How will businesses, SMEs and micro-enterprises be affected?
Businesses, SMEs and micro-enterprises will, in particular, benefit from the options aimed at (i) reducing regulatory requirements in cases where disproportionate compliance costs appear to outweigh prudential benefits and (ii) improving access to clearing. Non-financial counterparties will benefit from the adjustment of the scope of the clearing obligation. The simplification of reporting requirements will benefit all counterparties, including SMEs. Finally, introducing new FRAND principles will make it easier to find access to clearing for many counterparties.
Will there be significant impactson national budgets and administrations?

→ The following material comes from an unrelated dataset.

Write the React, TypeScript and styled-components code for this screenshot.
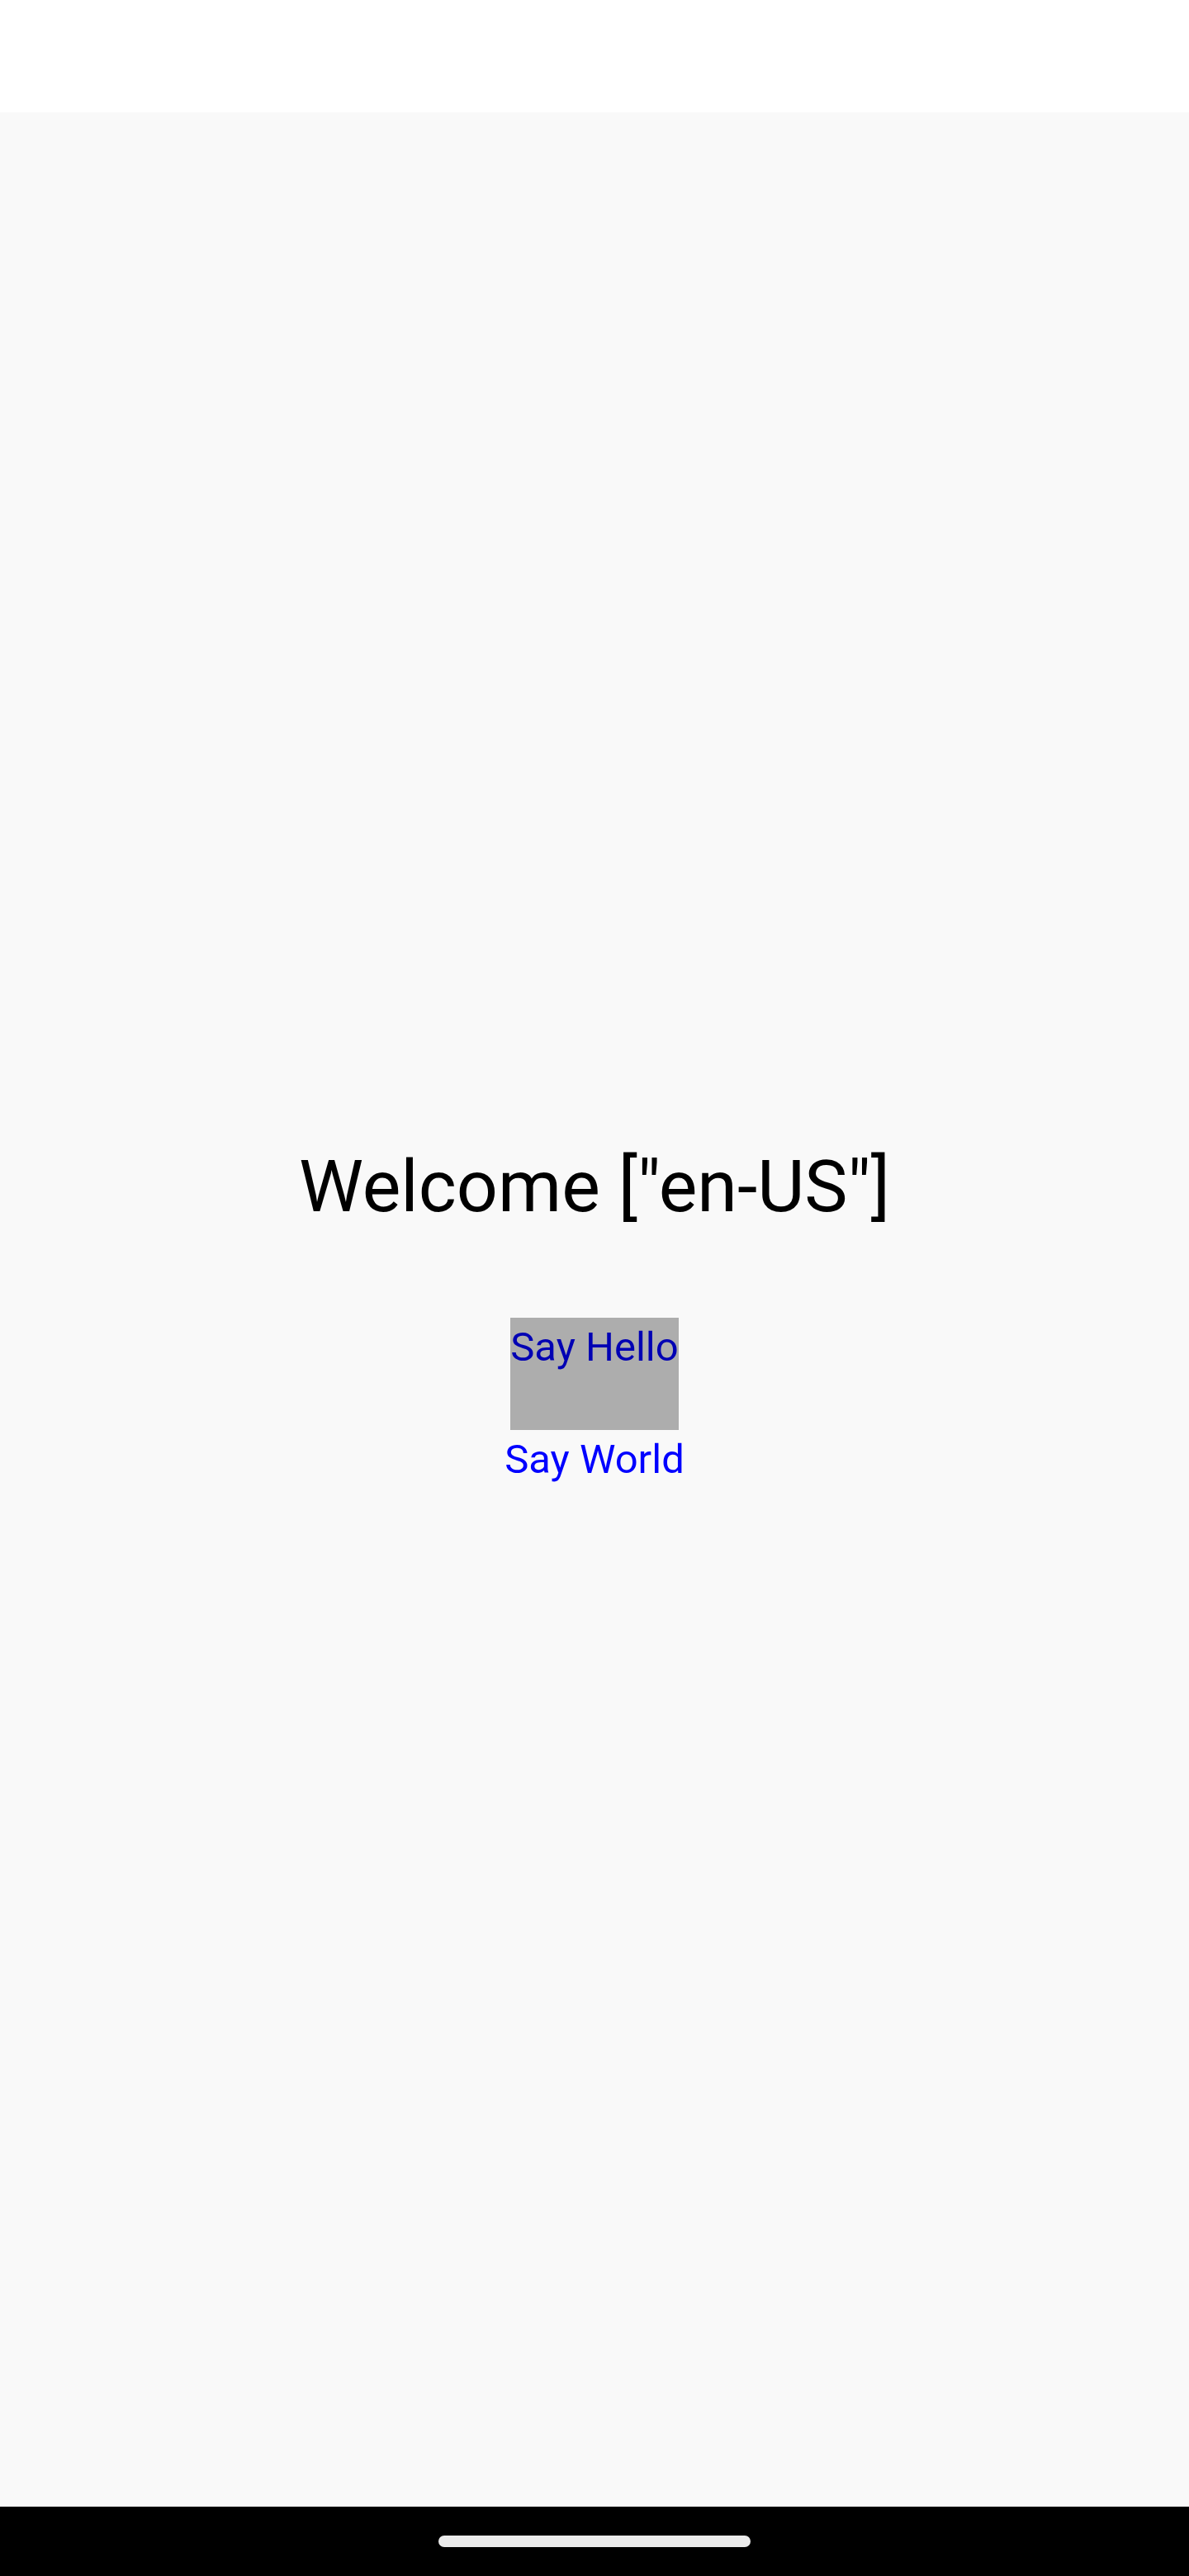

No. The amendments considered should not trigger relevant costs for national budgets and administrations.
Will there be other significant impacts?
No.
D. Follow up
When will the policy be reviewed?
Keeping in mind that the EMIR requirements entered into application at different points in time and that some of them are not yet in force, an evaluation of EMIR in its entirety should be carried out, with a particular focus on its effectiveness and efficiency in meeting EMIR's original objectives. This evaluation should include the targeted amendments considered in the present initiative and take place at least 3 years after the application of these amendments. In certain cases, notably for pension scheme arrangements, it is important to monitor progress in the availability of solutions for PSA clearing on an ongoing basis.